One day, I laid Rachel down on the blanket and slowly backed away. Her screaming drove me to the edge of feeling like I couldn’t cope. I began to feel claustrophobic and trapped. My heart raced as my mind shut down. “I’m losing it,” I thought. “If I don’t get out of the house, I don’t know what I will do.” I went to the kitchen and dialed the number of a neighbor.
“Can you take my baby?” I quietly pleaded, as soon as she answered the phone. “I have to get out of here.”
Hearing the tremor in my voice the neighbor agreed to help me. No doubt, she saw my glazed look as I handed her my infant and drove off. What would have happened if she hadn’t been there for me? I don’t know. I was truly desperate.

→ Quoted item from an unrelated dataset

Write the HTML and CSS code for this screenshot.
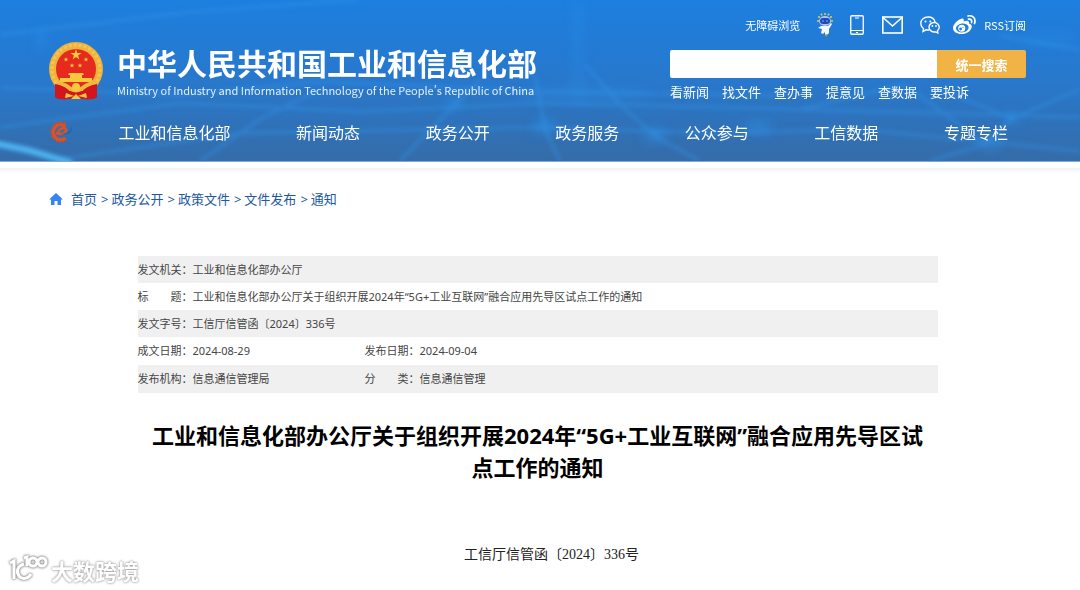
FILE: index.html
```html
<!DOCTYPE html>
<html lang="zh-CN">
<head>
    <meta charset="UTF-8">
    <meta name="viewport" content="width=device-width, initial-scale=1.0">
    <title>工业和信息化部办公厅关于组织开展2024年“5G+工业互联网”融合应用先导区试点工作的通知</title>
    <link rel="stylesheet" href="styles.css">
</head>
<body>

<header class="header">
    <svg class="header-bg" viewBox="0 0 1080 162" preserveAspectRatio="none" aria-hidden="true">
        <defs>
            <filter id="soft" x="-20%" y="-20%" width="140%" height="140%"><feGaussianBlur stdDeviation="2"/></filter>
            <filter id="wide" x="-50%" y="-50%" width="200%" height="200%"><feGaussianBlur stdDeviation="6"/></filter>
        </defs>
        <g fill="none" stroke="#3396ea" stroke-width="3" opacity=".45" filter="url(#soft)">
            <path d="M0 35 L190 12 L360 0"/>
            <path d="M0 128 L180 104 L360 112 L540 104 L720 108 L910 113 L1080 118"/>
            <path d="M60 160 L240 134 L540 128 L720 134 L860 130 L1080 152"/>
            <path d="M0 88 L180 96 L320 82 L540 92 L780 96"/>
            <path d="M585 65 L625 110 L660 140 L700 162"/>
            <path d="M535 75 L545 130 L560 162"/>
            <path d="M400 162 L455 105 L480 80"/>
            <path d="M940 90 L1012 119 L985 145 L930 162"/>
            <path d="M1012 119 L1080 90"/>
            <path d="M800 110 L905 85 L985 145"/>
            <path d="M1000 36 L1080 50"/>
            <path d="M200 162 L260 120 L320 90"/>
        </g>
        <g fill="#2f9bf5" opacity=".45" filter="url(#wide)">
            <rect x="573" y="0" width="10" height="105" opacity=".5"/>
            <rect x="38" y="28" width="6" height="22"/>
            <ellipse cx="585" cy="95" rx="70" ry="8" opacity=".5"/>
            <ellipse cx="545" cy="127" rx="12" ry="7"/>
            <ellipse cx="655" cy="136" rx="12" ry="7"/>
            <ellipse cx="758" cy="128" rx="14" ry="6"/>
            <ellipse cx="1012" cy="118" rx="8" ry="6"/>
            <ellipse cx="990" cy="144" rx="12" ry="6"/>
            <ellipse cx="454" cy="104" rx="8" ry="6"/>
            <ellipse cx="1050" cy="40" rx="30" ry="8" opacity=".4"/>
        </g>
        <path d="M-6 144 L28 151 L72 164" fill="none" stroke="#4fb9f6" stroke-width="6" filter="url(#soft)"/>
    </svg>

    <div class="wrap">
        <div class="masthead">
            <a class="brand" href="#">
                <svg class="emblem" viewBox="0 0 54 58" aria-hidden="true">
                    <path d="M7 40 L6 55 Q12 58 18 57 L36 57 Q43 58 48 55 L47 40 Z" fill="#d3161c"/>
                    <circle cx="27" cy="27" r="27" fill="#efb23c"/>
                    <circle cx="27" cy="27" r="24" fill="none" stroke="#f5c550" stroke-width="3" stroke-dasharray="3 2"/>
                    <circle cx="27" cy="27" r="20" fill="#e62a1d"/>
                    <g fill="#f8c93e">
                        <path d="M27 7 L28.3 11 L32.5 11 L29.1 13.5 L30.4 17.5 L27 15 L23.6 17.5 L24.9 13.5 L21.5 11 L25.7 11 Z"/>
                        <path id="star" d="M17 15 L17.6 16.7 L19.4 16.7 L18 17.8 L18.5 19.5 L17 18.5 L15.5 19.5 L16 17.8 L14.6 16.7 L16.4 16.7 Z"/>
                        <use href="#star" x="20"/>
                        <use href="#star" x="6" y="6"/>
                        <use href="#star" x="14" y="6"/>
                        <path d="M20 31 H34 L35 33 H33 V36 H43 V40 H11 V36 H21 V33 H19 Z"/>
                    </g>
                    <path d="M6 42 Q14 43 20 48 L18 57 Q9 58 6 55 Z" fill="#d3161c"/>
                    <path d="M48 42 Q40 43 34 48 L36 57 Q45 58 48 55 Z" fill="#d3161c"/>
                    <path d="M18 49 H36 V57 H18 Z" fill="#d3161c"/>
                    <path d="M9 40 Q17 43 22 47 Q27 50 32 47 Q37 43 45 40" fill="none" stroke="#f2b93f" stroke-width="4"/>
                    <circle cx="27" cy="45" r="4" fill="#f8c93e"/>
                    <path d="M17 51 L25 54 L16 56 Z M37 51 L29 54 L38 56 Z M22 57 L27 52 L32 57 Z" fill="#f8c93e"/>
                </svg>
                <span class="brand-text">
                    <span class="brand-cn">中华人民共和国工业和信息化部</span>
                    <span class="brand-en" lang="en">Ministry of Industry and Information Technology of the People’s Republic of China</span>
                </span>
            </a>

            <div class="tools">
                <div class="tool-links">
                    <a href="#">无障碍浏览</a>
                    <a href="#" class="robot" aria-label="智能问答">
                        <svg width="16" height="24" viewBox="0 0 16 24">
                            <g fill="#e3d23f">
                                <circle cx="2" cy="4" r="1"/><circle cx="4.500" cy="1.500" r="1"/><circle cx="8" cy="1" r="1"/><circle cx="11.500" cy="1.500" r="1"/><circle cx="14" cy="4" r="1"/><circle cx="1" cy="8" r="1"/><circle cx="15" cy="8" r="1"/>
                            </g>
                            <ellipse cx="8" cy="8" rx="6" ry="5" fill="#a9c6f2"/>
                            <rect x="3" y="5" width="10" height="6" rx="3" fill="#2747b5"/>
                            <path d="M5 8 H7 M9 8 H11" stroke="#6fb4ff"/>
                            <path d="M4 13 H11 L14 10 L15 11 L12 16 V20 L10 22 H8 V19 L6 21 L4 20 L5 16 L1 15 Z" fill="#f2f7ff"/>
                            <path d="M8 21 L9 24 L11 21 Z" fill="#d9a05c"/>
                        </svg>
                    </a>
                    <a href="#" class="phone" aria-label="手机版">
                        <svg width="14" height="20" viewBox="0 0 14 20" fill="none" stroke="#fff">
                            <rect x=".75" y=".75" width="12.500" height="18.500" rx="1" stroke-width="1.300"/>
                            <path d="M1 15.500 H13 M5 3 H9 M6 17.500 H8"/>
                        </svg>
                    </a>
                    <a href="#" class="mail" aria-label="邮箱">
                        <svg width="21" height="18" viewBox="0 0 21 18" fill="none" stroke="#fff" stroke-width="1.600">
                            <rect x=".8" y="1" width="19.400" height="16"/>
                            <path d="M1 1.500 L10.500 10 L20 1.500"/>
                        </svg>
                    </a>
                    <a href="#" class="wechat" aria-label="微信">
                        <svg width="20" height="18" viewBox="0 0 20 18" fill="none" stroke="#fff" stroke-width="1.400">
                            <path d="M9 14 Q7.500 14.200 6 13.800 L3 15.500 L3.500 12.500 Q.8 10.500 .8 7.500 C.8 3.500 4 1 8 1 C11.500 1 14.500 3 15 6.200"/>
                            <path d="M14.200 6.500 C17 6.500 19.200 8.700 19.200 11.200 Q19.200 13.300 17.500 14.800 L17.800 17 L15.800 15.900 C12 16.500 9 14.300 9 11.300 C9 8.600 11.400 6.500 14.200 6.500 Z"/>
                            <g fill="#fff" stroke="none"><circle cx="5.500" cy="5.500" r="1"/><circle cx="10.300" cy="5.500" r="1"/><circle cx="12.400" cy="10" r=".9"/><circle cx="16" cy="10" r=".9"/></g>
                        </svg>
                    </a>
                    <a href="#" class="weibo" aria-label="微博">
                        <svg width="23" height="19" viewBox="0 0 23 19">
                            <path d="M9 3.500 C11 3 11 5 10.500 6.500 C13 5.300 17 5 16 8.500 C18.500 9.200 19.300 11 18.500 13 C17 17 12.500 19 8.500 19 C4 19 0 16.700 0 13 C0 9 5.500 4.200 9 3.500 Z" fill="#fff"/>
                            <ellipse cx="9.300" cy="13" rx="6.400" ry="4.400" fill="#2380d9" transform="rotate(-8 9 13)"/>
                            <circle cx="8.700" cy="13.300" r="3.500" fill="#fff"/>
                            <circle cx="7.600" cy="14" r="1.400" fill="#2380d9"/>
                            <circle cx="10" cy="12.300" r=".6" fill="#2380d9"/>
                            <path d="M15 1 C20 -.3 23.200 4 21.500 8.500 M15.500 4.200 C18 3.700 19.200 5.500 18.500 7.500" fill="none" stroke="#fff" stroke-width="1.700" stroke-linecap="round"/>
                        </svg>
                    </a>
                    <a href="#" class="rss">RSS订阅</a>
                </div>
                <form class="search" action="#">
                    <input type="text" aria-label="搜索">
                    <button type="submit">统一搜索</button>
                </form>
                <div class="quick-links">
                    <a href="#">看新闻</a>
                    <a href="#">找文件</a>
                    <a href="#">查办事</a>
                    <a href="#">提意见</a>
                    <a href="#">查数据</a>
                    <a href="#">要投诉</a>
                </div>
            </div>
        </div>

        <nav class="nav">
            <a href="#" class="nav-logo" aria-label="首页">
                <svg width="24" height="22" viewBox="0 0 24 22" fill="none">
                    <path d="M17 3 A9.500 9.500 0 1 0 17 19" stroke="#d94a22" stroke-width="2" stroke-dasharray="2 1"/>
                    <path d="M16.500 5.500 A7.500 7.500 0 1 0 16.500 17" stroke="#e2501f" stroke-width="3"/>
                    <path d="M7 12 C12 14 18 12 17 8.500 C16 6 11 7 9 11" stroke="#e2501f" stroke-width="2.500"/>
                    <path d="M12 13 C18 13 22 10 22.500 5.500 C24 10 20 15 12 13 Z" fill="#1267b4"/>
                </svg>
            </a>
            <a href="#">工业和信息化部</a>
            <a href="#">新闻动态</a>
            <a href="#">政务公开</a>
            <a href="#">政务服务</a>
            <a href="#">公众参与</a>
            <a href="#">工信数据</a>
            <a href="#">专题专栏</a>
        </nav>
    </div>
</header>
<div class="header-line"></div>

<main class="wrap">
    <div class="crumbs">
        <svg width="14" height="12" viewBox="0 0 14 12" aria-hidden="true">
            <path d="M7 0 L14 6.500 H12 V12 H8.500 V8 H5.500 V12 H2 V6.500 H0 Z" fill="#3385f0"/>
        </svg>
        <a href="#">首页</a><span>&gt;</span>
        <a href="#">政务公开</a><span>&gt;</span>
        <a href="#">政策文件</a><span>&gt;</span>
        <a href="#">文件发布</a><span>&gt;</span>
        <a href="#">通知</a>
    </div>

    <article class="article">
        <table class="info">
            <tr>
                <th scope="row">发文机关：</th>
                <td colspan="3">工业和信息化部办公厅</td>
            </tr>
            <tr>
                <th scope="row">标　　题：</th>
                <td colspan="3">工业和信息化部办公厅关于组织开展2024年“5G+工业互联网”融合应用先导区试点工作的通知</td>
            </tr>
            <tr>
                <th scope="row">发文字号：</th>
                <td colspan="3">工信厅信管函〔2024〕336号</td>
            </tr>
            <tr class="tall">
                <th scope="row">成文日期：</th>
                <td class="first">2024-08-29</td>
                <th scope="row">发布日期：</th>
                <td>2024-09-04</td>
            </tr>
            <tr class="tall">
                <th scope="row">发布机构：</th>
                <td class="first">信息通信管理局</td>
                <th scope="row">分　　类：</th>
                <td>信息通信管理</td>
            </tr>
        </table>

        <h1>工业和信息化部办公厅关于组织开展2024年“5G+工业互联网”融合应用先导区试点工作的通知</h1>
        <p class="doc-no">工信厅信管函〔2024〕336号</p>
    </article>
</main>

<div class="watermark">
    <svg width="40" height="30" viewBox="0 0 40 30" fill="none" aria-hidden="true">
        <path d="M2 8 L6 6 V24"/>
        <path d="M16 9 C9 11 8 17 11 21 C14 25 20 24 23 19"/>
        <path d="M16 3 L19 2 V11"/>
        <circle cx="25" cy="7" r="4"/>
        <circle cx="34" cy="7" r="4"/>
    </svg>
    <span>大数跨境</span>
</div>

</body>
</html>
```

FILE: styles.css
```css
* {
    box-sizing: border-box;
}
body {
    margin: 0;
    background: #fff;
    color: #444;
    font-family: "Noto Sans", "Noto Sans CJK SC", sans-serif;
    font-size: 13px;
}
a {
    color: inherit;
    text-decoration: none;
}
svg {
    display: block;
}
.wrap {
    max-width: 1080px;
    margin: 0 auto;
    padding: 0 54px 0 49px;
}

/* header */
.header {
    position: relative;
    background: linear-gradient(#1d7fdf, #2878cc 50%, #356ca9);
    color: #fff;
    font-family: "Noto Sans CJK SC", sans-serif;
    overflow: hidden;
}
.header-bg {
    position: absolute;
    left: 0;
    top: 0;
    width: 100%;
    height: 100%;
}
.header .wrap {
    position: relative;
}
.header-line {
    height: 12px;
    border-top: 1px solid #7fa6cf;
    background: linear-gradient(#fff 6px, #edf2f6 6px, #fff);
}
.masthead {
    display: flex;
    justify-content: space-between;
    padding-top: 11px;
}
.brand {
    display: flex;
    align-items: flex-start;
    gap: 14px;
    padding-top: 31px;
}
.emblem {
    width: 54px;
    height: 58px;
}
.brand-text {
    display: flex;
    flex-direction: column;
    white-space: nowrap;
}
.brand-cn {
    font-size: 30px;
    line-height: 40px;
    font-weight: 700;
}
.brand-en {
    font-size: 11px;
    line-height: 16px;
    font-feature-settings: "pwid";
    color: #e4effb;
}
.tools {
    width: 356px;
}
.tool-links {
    display: flex;
    align-items: center;
    justify-content: flex-end;
    height: 27px;
    font-size: 11px;
}
.robot,
.phone,
.wechat {
    margin-left: 17px;
}
.mail {
    margin-left: 18px;
}
.weibo {
    margin-left: 13px;
}
.rss {
    margin-left: 8px;
}
.search {
    display: flex;
    height: 28px;
    margin-top: 12px;
}
.search input {
    flex: 1;
    min-width: 0;
    padding: 0 8px;
    border: 0;
    border-radius: 2px 0 0 2px;
    background: #fff;
}
.search button {
    width: 89px;
    padding: 0;
    border: 0;
    border-radius: 0 2px 2px 0;
    background: #f1b345;
    color: #fff;
    font-family: inherit;
    font-size: 13px;
    font-weight: 700;
}
.quick-links {
    display: flex;
    gap: 13px;
    margin-top: 4px;
    line-height: 20px;
}
.nav {
    display: flex;
    align-items: center;
    justify-content: space-between;
    height: 59px;
    padding-right: 18px;
    font-size: 16px;
}
.nav-logo {
    margin-right: -20px;
}

/* breadcrumb */
.crumbs {
    display: flex;
    align-items: center;
    margin-top: 16px;
    line-height: 20px;
    color: #22589e;
}
.crumbs svg {
    margin-right: 8px;
}
.crumbs span {
    margin: 0 3px 0 4px;
}

/* document */
.article {
    max-width: 800px;
    margin: 47px auto 0;
}
.info {
    width: 100%;
    border-collapse: collapse;
    font-size: 11px;
    line-height: 16px;
}
.info tr {
    height: 27px;
}
.info .tall {
    height: 28px;
}
.info tr:nth-child(odd) {
    background: #f0f0f0;
}
.info th {
    width: 55px;
    padding: 0;
    font-weight: 400;
    text-align: left;
    white-space: nowrap;
}
.info td {
    padding: 0;
}
.info .first {
    width: 172px;
}
h1 {
    margin: 26px 0 0;
    padding: 0 8px;
    color: #000;
    font-size: 22px;
    line-height: 32px;
    text-align: center;
}
.doc-no {
    margin: 60px 0 20px;
    color: #222;
    font-family: "Liberation Serif", "Noto Sans CJK SC", serif;
    font-size: 14px;
    line-height: 24px;
    text-align: center;
    text-indent: 28px;
}

/* watermark over the page corner */
.watermark {
    position: fixed;
    left: 8px;
    bottom: 3px;
    display: flex;
    align-items: center;
    gap: 3px;
    color: #fff;
    font-family: "Noto Sans CJK SC", sans-serif;
    font-size: 22px;
    line-height: 34px;
    font-weight: 700;
    text-shadow: 0 0 2px #999, 0 0 3px #aaa;
}
.watermark svg {
    stroke: #fff;
    stroke-width: 3;
    filter: drop-shadow(0 0 1px #888) drop-shadow(0 0 1px #aaa);
}
```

Life-Giving Moms are Open to Change
Desperation is a driving force in our lives to seek change. It is during the pressure-cooker seasons in our lives when we find out our areas of weakness and vulnerability. Pressure-cookers are known for being hot, dangerous, and able to blow their lid. That house fire revealed the hidden habits of my own heart that needed God’s healing touch. It’s the heat of life that shows the hidden fractures of our hearts.
A Life-Giving Mom uses the pressure-cooker seasons to reevaluate. Allow your own areas of need to propel you toward getting help. As you learn new skills, you will become a better person as well as a better mom. If you have picked up this book for the first time, you will be drawn to areas you need to overcome in your own life. If you are reading this book for the second time, your season has changed and now you have another area of need.
A Life-Giving Mom is a life-long learner. Approach this journey with an open heart rather than a smug brain. Jesus said He came for the sick. It was the religious who thought they were holier than Jesus and crucified Him. They murdered the one who came to bring them life (See Matthew 27). As you begin this journey, turn off your religious notions about who you should or shouldn’t be. Rather, come as you are. Shine the flashlight of God’s Word into the closets of your life and look freshly at replacing the old broken habits with brand-new life-strategies.
A Life-Giving Mom replaces life-destroying habits with life-sustaining actions. You have the power of choice. The choices you make today will determine your destiny tomorrow. You have before you choices that bring life and choices that bring death (See Deuteronomy 30:19). Choose life.